If you are new to ISO 19650, here is the practical learning path:

  1. Read ISO 19650-1:2018 (Part 1) — concepts and principles. About 50 pages. Available from iso.org or BIS for purchase.
  2. Read ISO 19650-2:2018 (Part 2) — delivery phase. About 90 pages.
  3. Download a sample BEP template — UK BIM Framework (ukbimframework.org) publishes free templates that map directly to ISO 19650.
  4. Practise on your next project — even on a non-mandated project, applying the WIP/Shared/Published/Archived workflow gives you the muscle memory.
  5. Get certified — buildingSMART Professional Certification is internationally recognised and increasingly required for senior BIM roles in India.

ISO 19650 is not a magic spell.
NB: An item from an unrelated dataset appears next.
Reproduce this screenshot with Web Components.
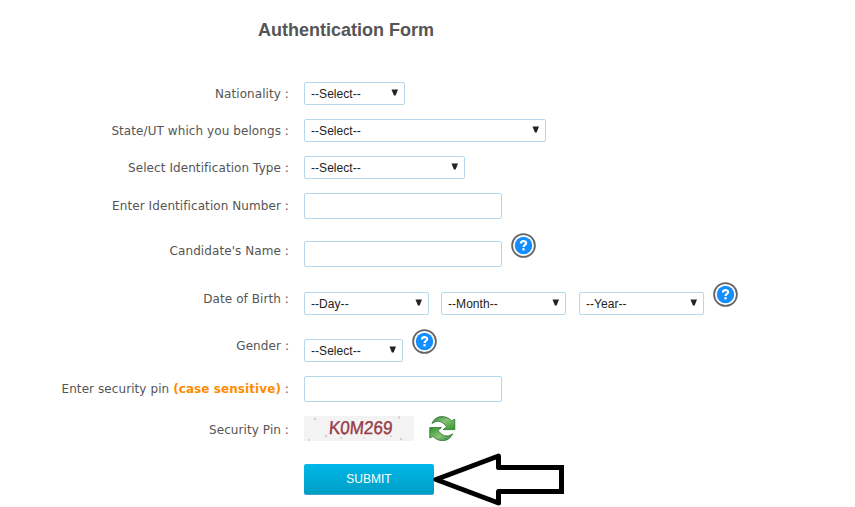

It is a structured way of managing information that prevents the chaos most BIM projects fall into. The Indian projects that follow it well are usually the ones with international consultants who insist on it. The Indian projects that don't are usually the ones that struggle with disputes, rework, and missed milestones.

If you take one thing from this article, take this: read Part 1 first. Until you have the vocabulary, every conversation about ISO 19650 will sound like a foreign language. Once you have the vocabulary, every BIM tender becomes much less mysterious.